Boris Giltburg has launched a new website, www.beethoven32.com, to host his project for Beethoven Year that will see the pianist learn and perform all 32 piano sonatas at regular intervals during 2020.
Not content with just one challenge for Beethoven Year, the Moscow-born Israeli pianist is also recording the complete Beethoven piano concertos with the Royal Liverpool Philharmonic Orchestra under Vasily Petrenko, again for Naxos. Giltburg will also perform all five concertos with the Brussels Philharmonic under Thierry Fischer in February as part of the Flagey Piano Festival.
The 250th anniversary of Beethoven’s birth next year has prompted Giltburg to tackle all 32 sonatas in chronological order; he has only played nine of them before.

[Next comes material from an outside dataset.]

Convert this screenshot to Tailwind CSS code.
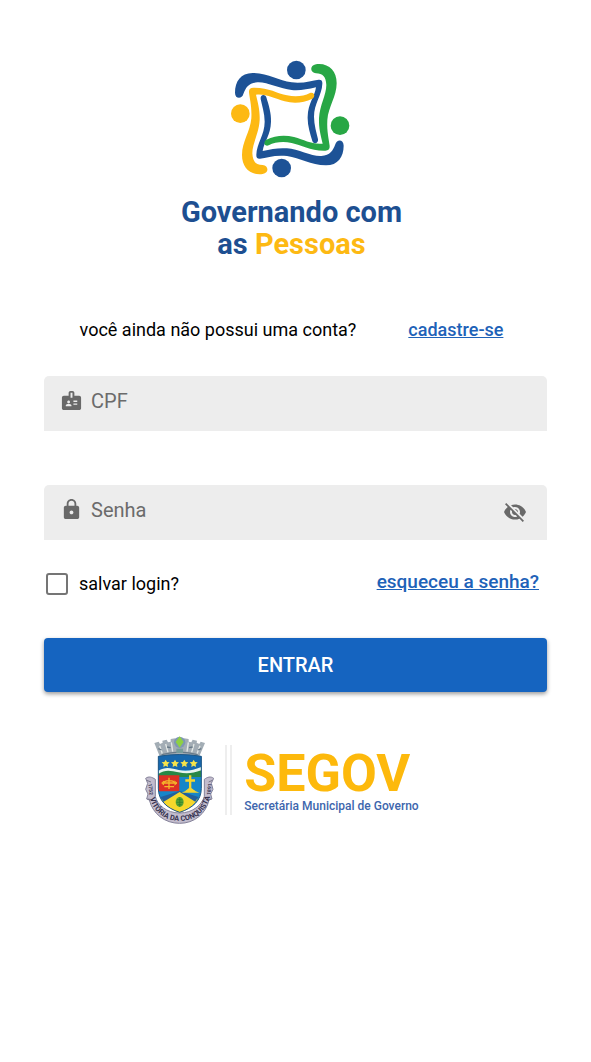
<!DOCTYPE html>
<html lang="pt-BR">
<head>
  <meta charset="UTF-8" />
  <meta name="viewport" content="width=device-width, initial-scale=1" />
  <title>Governando com as Pessoas</title>
  <script src="https://cdn.jsdelivr.net/npm/@tailwindcss/browser@4"></script>
</head>
<body class="bg-white min-h-screen font-[Roboto,sans-serif] text-black">
  <main class="px-11 pt-[50px] pb-8">

    <!-- Logo -->
    <header class="flex flex-col items-center">
      <svg class="w-[151px] h-[140px]" viewBox="0 0 453 420" aria-hidden="true">
        <path id="braco" fill="#1d5296" d="M45 128C45 95 62 69 98 69C145 69 175 92 215 97C250 101 275 92 296 89Q308 88 307 101C306 135 282 160 282 200C282 225 290 248 294 268C296 281 281 284 277 273C270 250 262 225 263 200C264 160 284 140 288 112C262 118 240 122 215 120C180 117 140 95 112 97C85 99 78 112 70 132C66 148 45 148 45 128Z" />
        <use href="#braco" transform="rotate(180 208 207.500)" />
        <path id="perna" fill="#28a745" d="M288 43C325 38 350 62 350 100C350 140 325 170 322 210C320 245 327 268 329 288Q330 302 316 302C270 303 245 285 215 279C190 274 165 276 146 286C134 291 128 276 139 269C165 256 195 254 222 261C255 270 275 284 308 281C302 255 296 235 297 205C299 165 319 135 319 105C318 80 308 70 288 70C270 68 268 47 288 43Z" />
        <path fill="#fdb913" transform="rotate(180 208 207.500)" d="M288 43C325 38 350 62 350 100C350 140 325 170 322 210C320 245 327 268 329 288Q330 302 316 302C270 303 245 285 215 279C190 274 165 276 146 286C134 291 128 276 139 269C165 256 195 254 222 261C255 270 275 284 308 281C302 255 296 235 297 205C299 165 319 135 319 105C318 80 308 70 288 70C270 68 268 47 288 43Z" />
        <circle cx="229" cy="60" r="28" fill="#1d5296" />
        <circle cx="61" cy="191" r="28" fill="#fdb913" />
        <circle cx="360" cy="227" r="28" fill="#28a745" />
        <circle cx="185" cy="354" r="28" fill="#1d5296" />
      </svg>
      <h1 class="mt-[6px] pr-2 text-center text-[29px] leading-[32px] font-bold text-[#1d4f91]">
        Governando com<br />as <span class="text-[#fdb913]">Pessoas</span>
      </h1>
    </header>

    <!-- Cadastro -->
    <div class="mt-[58px] flex justify-center gap-[52px] pr-2 text-[18px] leading-6">
      <p>você ainda não possui uma conta?</p>
      <a href="#cadastro" class="font-medium text-[#1e62b8] underline">cadastre-se</a>
    </div>

    <!-- Login -->
    <form class="mt-[34px]">
      <div class="flex h-[55px] items-center rounded-t-[5px] bg-[#ededed] pl-4 pr-5 pb-[6px]">
        <label for="cpf" aria-label="CPF">
          <svg class="size-[23px]" viewBox="0 0 24 24" fill="#696969">
            <path fill-rule="evenodd" d="M20 7h-5V4c0-1.100-.900-2-2-2h-2c-1.100 0-2 .900-2 2v3H4c-1.100 0-2 .900-2 2v11c0 1.100.900 2 2 2h16c1.100 0 2-.900 2-2V9c0-1.100-.900-2-2-2zM9 12c.830 0 1.500.670 1.500 1.500S9.830 15 9 15s-1.500-.670-1.500-1.500S8.170 12 9 12zm3 6H6v-.750c0-1 2-1.500 3-1.500s3 .500 3 1.500V18zm1-9h-2V4h2v5zm5 7.500h-4V15h4v1.500zm0-3h-4V12h4v1.500z" />
          </svg>
        </label>
        <input id="cpf" name="cpf" type="text" inputmode="numeric" placeholder="CPF" class="ml-2 min-w-0 flex-1 bg-transparent text-[20px] leading-6 placeholder:text-[#6b6b6b] outline-none" />
      </div>

      <div class="mt-[54px] flex h-[55px] items-center rounded-t-[5px] bg-[#ededed] pl-4 pr-5 pb-[6px]">
        <label for="senha" aria-label="Senha">
          <svg class="size-[23px]" viewBox="0 0 24 24" fill="#696969">
            <path d="M18 8h-1V6c0-2.760-2.240-5-5-5S7 3.240 7 6v2H6c-1.100 0-2 .900-2 2v10c0 1.100.900 2 2 2h12c1.100 0 2-.900 2-2V10c0-1.100-.900-2-2-2zm-6 9c-1.100 0-2-.900-2-2s.900-2 2-2 2 .900 2 2-.900 2-2 2zm3.100-9H8.900V6c0-1.710 1.390-3.100 3.100-3.100s3.100 1.390 3.100 3.100v2z" />
          </svg>
        </label>
        <input id="senha" name="senha" type="password" placeholder="Senha" class="ml-2 min-w-0 flex-1 bg-transparent text-[20px] leading-6 placeholder:text-[#6b6b6b] outline-none" />
        <button type="button" id="verSenha" aria-label="Mostrar senha" class="pt-1">
          <svg class="size-6" viewBox="0 0 24 24" fill="#696969">
            <path d="M12 7c2.760 0 5 2.240 5 5 0 .650-.130 1.260-.360 1.830l2.920 2.920c1.510-1.260 2.700-2.890 3.430-4.750-1.730-4.390-6-7.500-11-7.500-1.400 0-2.740.250-3.980.700l2.160 2.160C10.740 7.130 11.350 7 12 7zM2 4.270l2.280 2.280.460.460C3.080 8.300 1.780 10.020 1 12c1.730 4.390 6 7.500 11 7.500 1.550 0 3.030-.300 4.380-.840l.420.420L19.730 22 21 20.730 3.270 3 2 4.270zM7.530 9.800l1.550 1.550c-.050.210-.080.430-.080.650 0 1.660 1.340 3 3 3 .220 0 .440-.030.650-.080l1.550 1.550c-.670.330-1.410.530-2.200.530-2.760 0-5-2.240-5-5 0-.790.200-1.530.530-2.200zm4.310-.780l3.150 3.150.020-.160c0-1.660-1.340-3-3-3l-.170.010z" />
          </svg>
        </button>
      </div>

      <div class="mt-[30px] flex items-start justify-between pl-[2px] pr-2">
        <label class="flex items-center gap-[11px] pt-[2px] text-[18px] leading-6">
          <input type="checkbox" name="salvar" class="size-[22px] appearance-none rounded-[3px] border-2 border-[#757575] bg-white checked:bg-[#1564c0]" />
          salvar login?
        </label>
        <a href="#senha" class="text-[19px] leading-6 font-medium text-[#1e62b8] underline">esqueceu a senha?</a>
      </div>

      <button type="submit" class="mt-[42px] block h-[54px] w-full rounded-[4px] bg-[#1564c0] text-[20px] font-medium text-white shadow-[0_2px_4px_rgba(0,0,0,0.4)]">ENTRAR</button>
    </form>

    <!-- Rodapé -->
    <footer class="mt-[43px] flex items-center justify-center pr-7">
      <svg class="w-[70px] h-[90px]" viewBox="25 30 210 270" role="img" aria-label="Brasão de Vitória da Conquista">
        <!-- coroa -->
        <path d="M56 54l13-4 4 7 8-4-1-6 13-3 4 8 8-2 0-8 14-2 3 7h20l3-7 14 2 0 8 8 2 4-8 13 3-1 6 8 4 4-7 13 4-17 40H72z" fill="#a3adb5" />
        <path d="M72 62l8 24M90 57l7 25M107 52l4 28M158 52l-4 28M175 57l-7 25M193 62l-9 24" stroke="#e3e8e6" stroke-width="4" />
        <path d="M68 71l10 4M94 66l11 2M160 68l11-2M187 75l10-4M78 89c35-10 74-10 108 0" fill="none" stroke="#687a88" stroke-width="4" />
        <circle cx="132" cy="52" r="17" fill="#7f97b4" />
        <path d="M132 34l6 8 6 9-6 8-6 9-6-9-6-8 6-9z" fill="#8ed143" />
        <path d="M122 71h20v13h-20z" fill="#779c9b" />
        <!-- fita -->
        <path d="M30 160c9-7 19-4 29 3v52c6 24 33 49 73 49s67-25 74-50v-51c9-7 19-10 28-3l-7 15 5 18-7 14 4 15-9 3c-9 41-44 70-88 70-45 0-81-29-91-70l-8-3 4-15-7-14 6-18z" fill="#c2bccd" stroke="#85829a" stroke-width="3" />
        <path d="M33 166l13 5M219 171l11-5M36 222l16 3M212 225l14-3" stroke="#77758a" stroke-width="3" />
        <!-- escudo -->
        <path d="M68 94Q132 83 197 94V190C197 226 172 249 132 262C92 249 68 226 68 190Z" fill="#1686c9" />
        <path d="M68 94Q132 83 197 94V135H68Z" fill="#1768ae" />
        <path d="M68 143c20-19 39-12 58-7 25 7 45 4 71-9v29H68z" fill="#278847" />
        <path d="M68 138c22-15 41-7 61-3 24 5 43 1 68-9v10c-27 10-45 11-69 6-23-5-40-9-60 5z" fill="#e7f4ef" />
        <path d="M68 151h63v48H70Q68 195 68 190Z" fill="#dc2f25" />
        <path d="M132 200l54 22c-13 19-30 31-54 40-25-9-43-21-55-40z" fill="#f4d321" />
        <path d="M75 216l57-18 56 18-12 18-44-29-46 29z" fill="#225f9c" />
        <path d="M83 231l49-30 48 30c-12 14-27 24-48 31-22-7-37-17-49-31z" fill="#f6d72b" />
        <path d="M80 174h42M100 158v34M82 178c2-15 35-15 38 0M86 185h29" fill="none" stroke="#f5b62b" stroke-width="4" />
        <path d="M116 168l8 6-8 6M85 168l-7 6 7 6" fill="none" stroke="#f5b62b" stroke-width="3" />
        <path d="M160 151h7v12h11v7h-11v19l12 9h-30l11-9v-19h-11v-7h11z" fill="#f7d62d" />
        <path d="M138 203q25-16 53 0z" fill="#f0d631" />
        <ellipse cx="132" cy="231" rx="12" ry="15" fill="#55a334" />
        <path d="M124 224h16M122 232h20M126 239h12M132 217v28" stroke="#2f782f" stroke-width="2" />
        <path d="M68 94Q132 83 197 94V190C197 226 172 249 132 262C92 249 68 226 68 190Z" fill="none" stroke="#215784" stroke-width="3" />
        <g fill="#f6e34a">
          <path id="estrela" d="M90 104l4 7 8 1-6 6 1 8-7-4-7 4 1-8-6-6 8-1z" />
          <use href="#estrela" x="28" />
          <use href="#estrela" x="56" />
          <use href="#estrela" x="84" />
        </g>
        <path id="curva" d="M42 216C52 260 88 288 132 288C177 288 212 260 224 212" fill="none" />
        <g fill="#35324f" font-family="Roboto, sans-serif" font-weight="700">
          <text font-size="22"><textPath href="#curva" startOffset="50%" text-anchor="middle">VITÓRIA DA CONQUISTA</textPath></text>
          <text font-size="15" transform="translate(38 176) rotate(84)">1752</text>
          <text font-size="15" transform="translate(224 210) rotate(-84)">1891</text>
        </g>
      </svg>
      <div class="ml-[11px] h-[70px] w-[7px] border-x-2 border-[#eeeeee]"></div>
      <div class="ml-3 pt-1">
        <p class="text-[52px] leading-[48px] font-bold text-[#fdb90c]">SEGOV</p>
        <p class="text-[12px] leading-4 font-medium text-[#3d66ad]">Secretária Municipal de Governo</p>
      </div>
    </footer>
  </main>

  <script>
    // Mostrar / esconder senha
    document.getElementById('verSenha').addEventListener('click', function () {
      const senha = document.getElementById('senha');
      senha.type = senha.type === 'password' ? 'text' : 'password';
    });
  </script>
</body>
</html>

Starting in January, each sonata will be filmed and shared on Giltburg’s YouTube channel. Supplementary material documenting his journey of discovery will be posted on his bespoke ‘Beethoven 32’ website, as a means of sharing with audiences, via written and video material, the daily challenges and obstacles in learning these pinnacles of the piano repertoire across such a short period of time.
Beethoven composed the sonatas over nearly 30 years between 1795 and 1822. By choosing to learn and film them in the order that they were written, Giltburg hopes to honour the composer’s remarkable trajectory.